“Take up one idea. Make that one idea your life — think of it, dream of it, live on that idea. Let the brain, muscles, nerves, every part of your body, be full of that idea, and just leave every other idea alone. This is the way to success” — Swami Vivekananda (1863-1902).
Ever have a boss who seemed guided by this philosophy? He may not be familiar with the person who wrote these words (Swami was a Hindu monk.), but the same principles influence his decisions.
This kind of boss expects employees to work long hours to achieve his personal goals. Ideas from others are not well accepted, because he is, after all, the expert. He’s read all the books on management theory, marketing strategies, and profit maximization. Suggestions are superfluous.

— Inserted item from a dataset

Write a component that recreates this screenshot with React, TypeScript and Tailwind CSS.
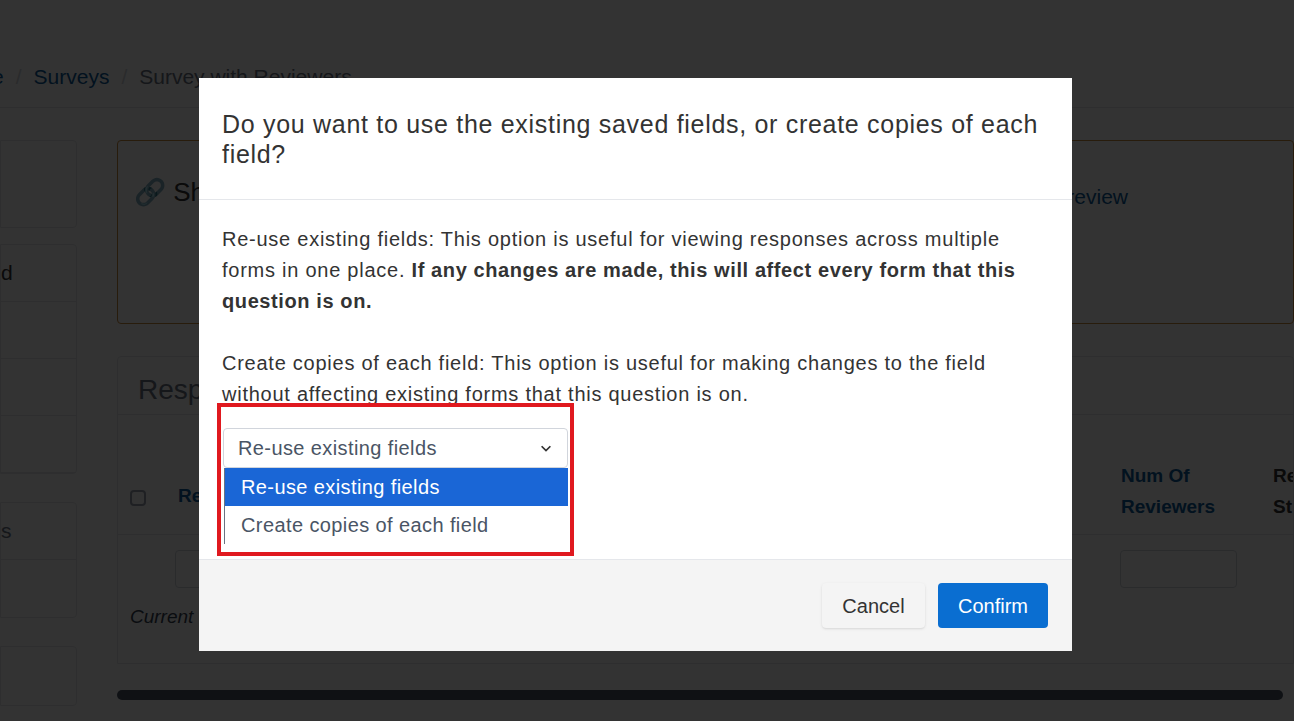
const font = { fontFamily: '"Liberation Sans", Arial, sans-serif' };

const Background = () => (
  <div className="min-h-[721px] bg-white text-[#333] overflow-hidden">
    <div className="h-[46px]" />
    <div className="flex items-center h-[62px] border-b border-gray-200 text-[21px] -ml-[8px] gap-3">
      <span className="text-[#0b5b99]">e</span>
      <span className="text-gray-300">/</span>
      <span className="text-[#0b5b99]">Surveys</span>
      <span className="text-gray-300">/</span>
      <span className="text-gray-500">Survey with Reviewers</span>
    </div>
    <div className="flex gap-[40px] pt-[32px]">
      <div className="w-[77px] flex flex-col gap-4 shrink-0">
        <div className="h-[88px] border border-gray-200 rounded-r" />
        <div className="border border-gray-200 rounded-r">
          {["d", "", "", ""].map((t, i) => (
            <div key={i} className="h-[57px] border-b border-gray-200 flex items-center text-[21px]">{t}</div>
          ))}
        </div>
        <div className="border border-gray-200 rounded-r mt-3">
          <div className="h-[57px] border-b border-gray-200 flex items-center text-[21px] text-gray-500">s</div>
          <div className="h-[57px]" />
        </div>
        <div className="h-[60px] border border-gray-200 rounded-r mt-3" />
      </div>
      <div className="flex-1 flex flex-col gap-[32px]">
        <div className="h-[184px] border border-[#c98a3c] rounded flex">
          <div className="px-4 pt-8 text-[26px]">🔗 Sh</div>
          <div className="ml-auto mr-[165px] pt-10 text-[21px] text-[#0b5b99]">Preview</div>
        </div>
        <div className="border border-gray-200 rounded-t">
          <div className="h-[58px] px-5 pt-3 text-[28px] text-gray-500 border-b border-gray-200">Resp</div>
          <div className="flex items-end h-[120px] pb-3 border-b border-gray-200 font-bold text-[#0b5b99] text-[19px]">
            <div className="w-4 h-4 border-2 border-gray-400 rounded ml-3 mb-4 shrink-0" />
            <div className="ml-8 mb-3">Re</div>
            <div className="ml-auto w-[152px] leading-[31px]">Num Of<br />Reviewers</div>
            <div className="w-[20px] text-[#333] leading-[31px] overflow-hidden">Re<br />St</div>
          </div>
          <div className="flex h-[68px] items-center">
            <div className="ml-[57px] w-[60px] h-[38px] border border-gray-300 rounded" />
            <div className="ml-auto mr-[56px] w-[117px] h-[38px] border border-gray-300 rounded" />
          </div>
          <div className="h-[60px] px-3 italic text-[19px] text-gray-700">Current</div>
        </div>
        <div className="h-[10px] bg-gray-600 rounded-full mr-[11px] -mt-[6px]" />
      </div>
    </div>
  </div>
);

export default function App() {
  return (
    <div className="relative w-[1294px] h-[721px] overflow-hidden" style={font}>
      <Background />
      <div className="absolute inset-0 bg-black/80" />
      <div className="absolute left-[199px] top-[78px] w-[873px] h-[573px] bg-white flex flex-col text-[#333]">
        <div className="h-[122px] px-[23px] pt-[31px] border-b border-gray-200 text-[25px] tracking-[0.7px] leading-[30px]">
          Do you want to use the existing saved fields, or create copies of each field?
        </div>
        <div className="h-[359px] px-[23px] pt-[24px] text-[20px] tracking-[0.75px] leading-[31px]">
          <p>
            Re-use existing fields: This option is useful for viewing responses across multiple forms in one place.{" "}
            <b className="tracking-[0.6px]">If any changes are made, this will affect every form that this question is on.</b>
          </p>
          <p className="mt-[31px]">
            Create copies of each field: This option is useful for making changes to the field without affecting existing forms that this question is on.
          </p>
          <div className="relative -mt-[7px] -ml-[5px] w-[357px] h-[153px] border-4 border-[#e0191f] bg-white px-[2px] pt-[21px] tracking-[0.4px]">
            <div className="h-[40px] border border-gray-300 rounded flex items-center justify-between px-[14px] text-gray-600">
              <span>Re-use existing fields</span>
              <svg width="14" height="14" viewBox="0 0 16 16" fill="none" stroke="#333" strokeWidth="2"><path d="M3 6l5 5 5-5" /></svg>
            </div>
            <div className="border-l border-gray-500 ml-[1px]">
              <div className="h-[38px] bg-[#1a66d6] text-white flex items-center px-[16px]">Re-use existing fields</div>
              <div className="h-[38px] flex items-center px-[16px] text-gray-600">Create copies of each field</div>
            </div>
          </div>
        </div>
        <div className="h-[92px] bg-[#f4f4f4] border-t border-gray-200 flex items-center justify-end gap-[13px] pr-[24px]">
          <button className="h-[45px] w-[103px] bg-[#f4f4f4] shadow-sm rounded text-[20px] text-[#333]">Cancel</button>
          <button className="h-[45px] w-[110px] bg-[#0a6ed1] rounded text-[20px] text-white">Confirm</button>
        </div>
      </div>
    </div>
  );
}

But, there is a new form of executive leadership garnering attention. September’s issue of Sky Magazine ran an article, “The Enlightened Leader,” that highlights this innovative leadership model. Workshops, webinars, even courses are available for training.

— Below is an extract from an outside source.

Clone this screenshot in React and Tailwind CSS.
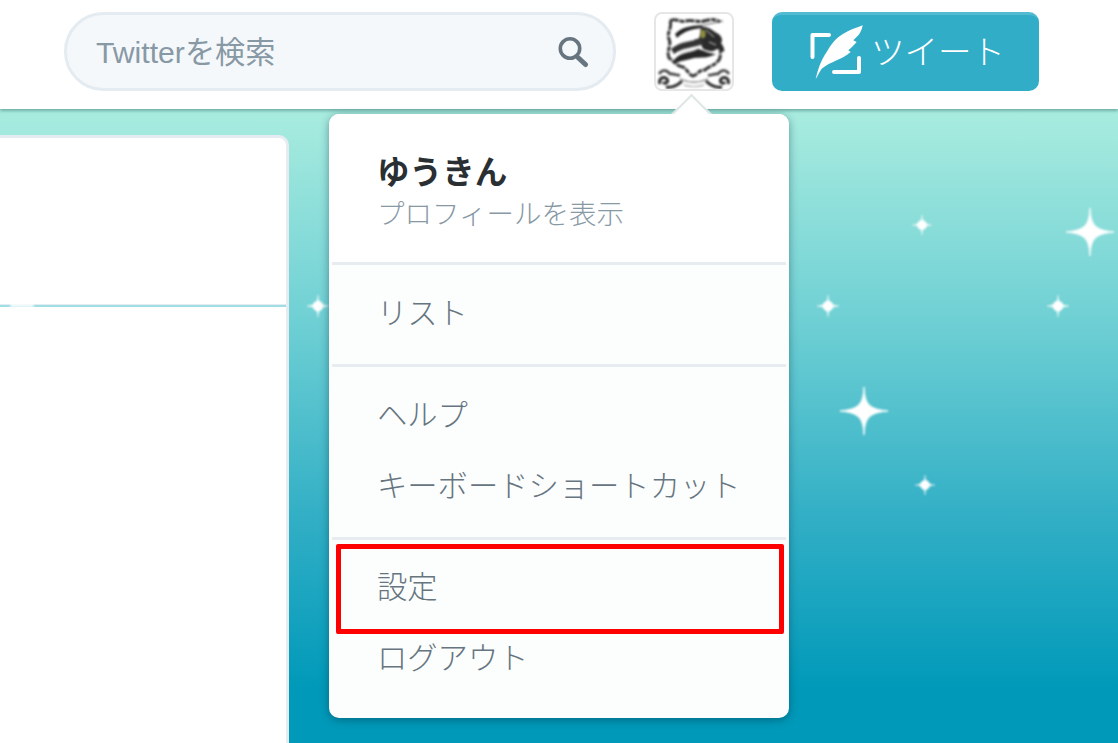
import React from 'react';

const jp = 'font-["Liberation_Sans","Noto_Sans_CJK_JP",sans-serif]';

// sparkles on the page background: [x, y, size]
const sparkles = [
  [922, 225, 20],
  [1090, 232, 48],
  [828, 306, 22],
  [1058, 306, 22],
  [864, 411, 48],
  [925, 485, 20],
  [318, 306, 22],
];

function Sparkle({ x, y, size }) {
  const small = size < 30;
  return (
    <svg
      className="absolute blur-[1px]"
      style={{ left: x - size / 2, top: y - size / 2, width: size, height: size }}
      viewBox="0 0 100 100"
    >
      <path d="M50 0 C52 36 60 46 100 50 C60 54 52 64 50 100 C48 64 40 54 0 50 C40 46 48 36 50 0 Z" fill="#fff" stroke="#fff" strokeWidth="2" />
      <circle cx="50" cy="50" r={small ? 24 : 14} fill="#fff" />
    </svg>
  );
}

function SearchIcon() {
  return (
    <svg width="32" height="34" viewBox="0 0 32 34" fill="none">
      <circle cx="13" cy="13.5" r="9.7" stroke="#66757f" strokeWidth="3.6" />
      <path d="M21.5 23 L28.5 29.5" stroke="#66757f" strokeWidth="5" strokeLinecap="round" />
    </svg>
  );
}

function TweetIcon() {
  return (
    <svg width="54" height="56" viewBox="0 0 54 56" fill="none">
      <path d="M19 10 H2.5 V32" stroke="#fff" strokeWidth="4" strokeLinejoin="round" strokeLinecap="round" />
      <path d="M24 47 H49 V33" stroke="#fff" strokeWidth="4" strokeLinejoin="round" strokeLinecap="round" />
      <path
        d="M5.7 54.3 C8 44 11 35 16.7 27 C21 19 26 13 33.3 8.7 C39 5 46 3 52.7 .3 C52 4 50.5 8 48.3 10.3 L43.3 15.3 L46.7 17 C44 20 41 23 38.3 25.3 L40.7 27 C36 31 31 33.5 26.7 35.3 C21 38 16 40 11.7 43.7 C9.5 47 7.5 51 5.7 54.3 Z"
        fill="#fff"
      />
    </svg>
  );
}

function Crest() {
  return (
    <svg width="76" height="75" viewBox="0 0 76 75" fill="none" className="blur-[0.8px]">
      {/* frame */}
      <path
        d="M14 7 C19 3 24 9 30 7 C36 5 42 9 48 7 C54 5 60 5 64 8 M14 7 C17 13 10 19 13 25 C16 31 10 37 13 44 C18 47 20 52 27 53 C31 55 33 61 37 62 C41 61 44 55 49 56 C53 52 58 52 62 47 C66 44 63 40 65 36"
        stroke="#333"
        strokeWidth="3"
        strokeDasharray="9 1 5 1"
      />
      {/* banner strokes */}
      <path d="M19 20 C26 13 34 12 46 11 L46 14 C36 15 28 17 21 24 Z" fill="#222" />
      <path d="M44 12 L67 7" stroke="#555" strokeWidth="1" />
      {/* horse and rider */}
      <path d="M45 13 C50 12 55 15 59 18 C64 20 68 25 65 29 C67 32 69 35 68 38 L61 35 C56 39 52 37 47 35 L43 26 Z" fill="#2b2b2b" />
      <path d="M15 35 C24 27 36 28 46 23 L47 30 C38 34 27 33 18 40 Z" fill="#333" />
      <path d="M18 46 C25 37 34 40 42 35 C47 36 54 40 60 40 C51 45 44 43 38 44 C32 46 26 46 20 49 Z" fill="#262626" />
      <path d="M24 39 C31 36 38 37 44 33" stroke="#ccc" strokeWidth="1" />
      <path d="M21 30 C27 27 33 27 38 26" stroke="#ddd" strokeWidth="0.8" />
      <ellipse cx="47" cy="20" rx="2.6" ry="4.2" fill="#8f8d3e" />
      <path d="M50 16 L58 23 M53 28 L60 31" stroke="#ddd" strokeWidth="0.9" />
      {/* scrollwork */}
      <path d="M3 60 C7 54 12 57 14 60 C18 59 20 62 24 61" stroke="#444" strokeWidth="2.6" />
      <path d="M73 60 C69 54 64 57 62 60 C58 59 56 62 52 61" stroke="#444" strokeWidth="2.6" />
      <path d="M4 70 C2 64 8 62 11 65 C13 68 9 71 7 68 M10 73 C17 74 22 71 26 67" stroke="#2a2a2a" strokeWidth="3" />
      <path d="M72 70 C74 64 68 62 65 65 C63 68 67 71 69 68 M66 73 C59 74 54 71 50 67" stroke="#2a2a2a" strokeWidth="3" />
      <path d="M24 65 C33 69 43 69 52 65" stroke="#9a9a9a" strokeWidth="1.6" />
      <path d="M28 71 C34 73 42 73 48 71" stroke="#b5b5b5" strokeWidth="1.4" />
    </svg>
  );
}

function MenuItem({ children }) {
  return (
    <div className="h-[71px] flex items-center pl-[48px] pb-[1px] text-[30.3px] leading-none font-light text-[#66757f]">
      {children}
    </div>
  );
}

export default function App() {
  return (
    <div className={`relative w-[1118px] h-[743px] overflow-hidden bg-[linear-gradient(180deg,#a9ecdf_110px,#6fd0d4_320px,#34b0c6_510px,#0099b9_690px)] ${jp}`}>
      {/* top bar */}
      <header className="relative h-[109px] bg-white shadow-[0_2px_3px_rgba(0,60,60,0.35)] flex items-start pt-3 pl-16">
        <div className="w-[552px] h-[79px] rounded-full border-[3px] border-[#e4ebf1] bg-[#f5f8fa] flex items-center justify-between pl-[29px] pr-[24px]">
          <span className="mt-[3px] text-[30.2px] text-[#8899a6] leading-none">Twitterを検索</span>
          <SearchIcon />
        </div>
        <div className="ml-[38px] w-[80px] h-[79px] rounded-[8px] border-[2px] border-[#e6e6e6] bg-white flex items-center justify-center overflow-hidden">
          <Crest />
        </div>
        <button className="ml-[38px] w-[267px] h-[79px] rounded-[10px] bg-[#32adc8] border-t-[3px] border-[#52bbd2] flex items-center pl-[38px] text-white">
          <TweetIcon />
          <span className="ml-[7px] text-[33.5px] font-light leading-none">ツイート</span>
        </button>
      </header>

      {/* left column card */}
      <div className="relative mt-[26px] w-[289px] h-[620px] bg-white rounded-tr-[10px] border-t-[3px] border-r-[3px] border-[#e4ebf1]">
        <div className="mt-[166px] h-[3px] bg-[linear-gradient(180deg,#e4ebf1_33%,#9fdfe3_33%)]" />
        <div className="absolute left-[10px] top-[166px] w-[24px] h-[3px] rounded-full bg-white blur-[1px]" />
      </div>

      {sparkles.map(([x, y, size]) => (
        <Sparkle key={`${x}-${y}`} x={x} y={y} size={size} />
      ))}

      {/* account dropdown */}
      <div className="absolute left-[329px] top-[114px] w-[460px] h-[604px] rounded-[10px] bg-[#fcfefe] shadow-[0_2px_8px_rgba(0,50,70,0.45)]">
        <div className="absolute left-[345px] top-[-13px] w-[35px] h-[35px] rotate-45 bg-white border-l-[2px] border-t-[2px] border-[#dfe6e6]" />
        <div className="relative h-[148px] bg-white rounded-t-[10px] pl-[49px] pt-[38px]">
          <div className="text-[32.6px] font-bold leading-[42px] text-[#292f33] -ml-[1px]">ゆうきん</div>
          <div className="text-[27.5px] font-light leading-[42px] text-[#8899a6] -ml-[1px]">プロフィールを表示</div>
        </div>
        <div className="mx-[3px] h-[3px] bg-[#e6ecf0]" />
        <div className="py-[14px]">
          <MenuItem>リスト</MenuItem>
        </div>
        <div className="mx-[3px] h-[3px] bg-[#e6ecf0]" />
        <div className="py-[14px]">
          <MenuItem>ヘルプ</MenuItem>
          <MenuItem>キーボードショートカット</MenuItem>
        </div>
        <div className="mx-[3px] h-[3px] bg-[#e6ecf0]" />
        <div className="pt-[13px]">
          <MenuItem>設定</MenuItem>
          <MenuItem>ログアウト</MenuItem>
        </div>
        {/* red highlight round the settings row */}
        <div className="absolute left-[7px] top-[430px] w-[448px] h-[90px] border-[5px] border-[#ff0000] rounded-[2px]" />
      </div>
    </div>
  );
}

Included in the curriculum are these four topics: 1) Character , 2) Purpose, 3) Integrity, and 4) Values.
How ironic that business experts are returning to such ancient principles–Biblical principles. For example:
1) A person of character is trustworthy, respectful, responsible, fair, and caring. Someone with character pursues righteousness and love; then he finds life, prosperity, and honor (Proverbs 21:21).
2) A person of worthwhile purpose is not focused on the bottom line of the financial spreadsheet. He/she takes to heart Paul’s advice: “Don’t push your way to the front; don’t sweet-talk your way to the top. Put yourself aside, and help others get ahead. Don’t be obsessed with getting your own advantage. Forget yourselves long enough to lend a helping hand” (Philippians 2:3-4, The Message).

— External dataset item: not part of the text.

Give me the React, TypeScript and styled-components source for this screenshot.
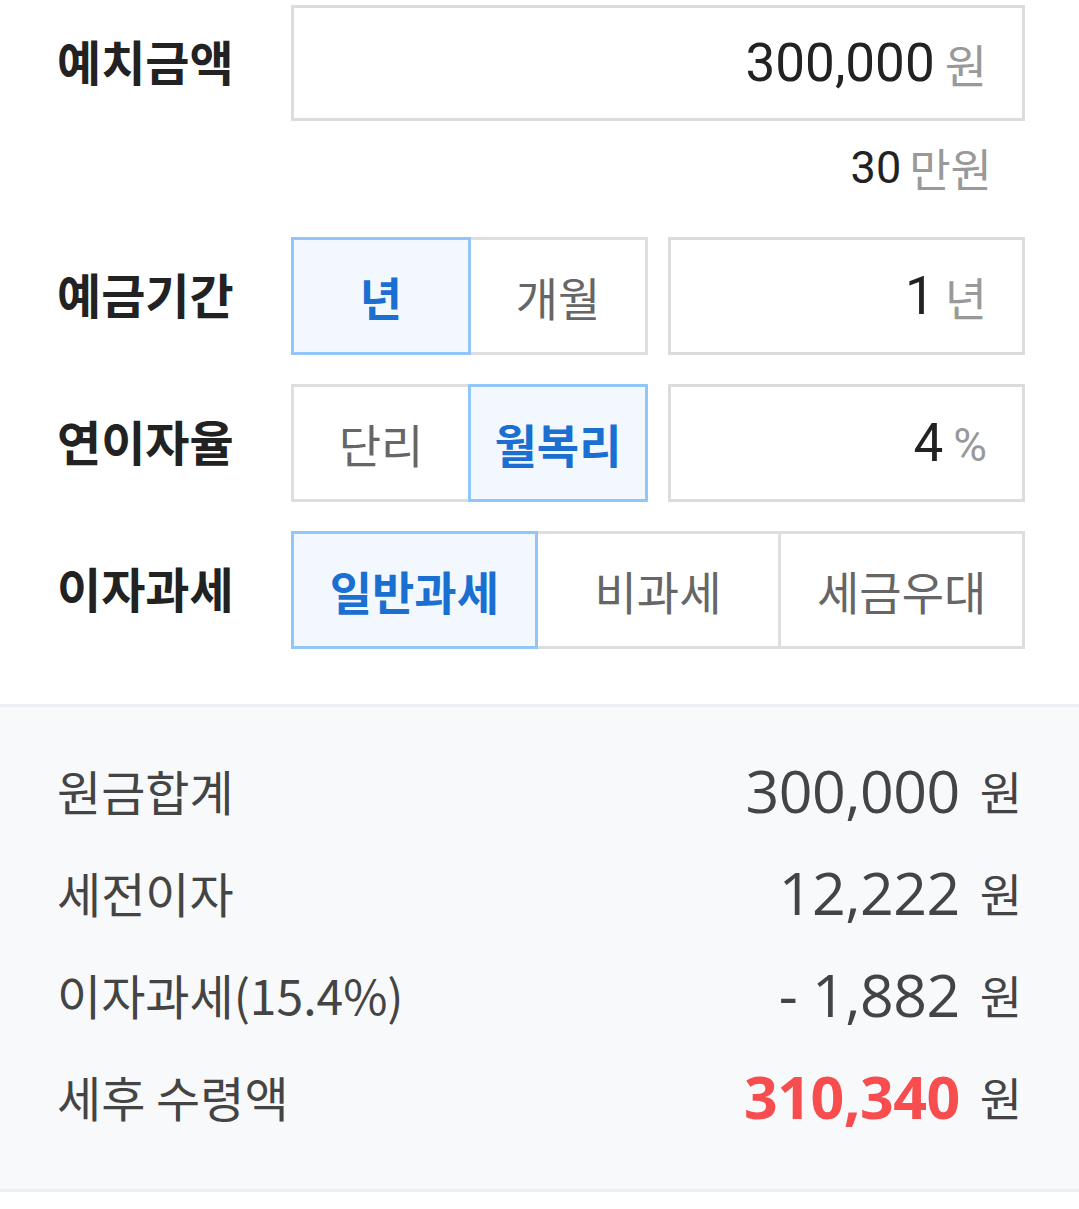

3) A person of integrity walks securely (Proverbs 10:9). He’s not wishy-washy, making decisions based on what’s expedient for the moment. “The integrity of the upright guides them” (Proverbs 11:3) to be wise and caring.
4) A person with moral values lives by an ethical code of behavior, summed up by Jesus in the Golden Rule. “In everything, do to others what you would have them do to you” (Matthew 7:12).
It’s tempting to respond with a smug comment like, “It’s about time the experts came around to God’s way of handling business!” Except…
…I still have character traits that need refinement.
…I do not live up to God’s purpose for me each day.
…Integrity still needs further development in my life.
…My choices do not always reflect my values.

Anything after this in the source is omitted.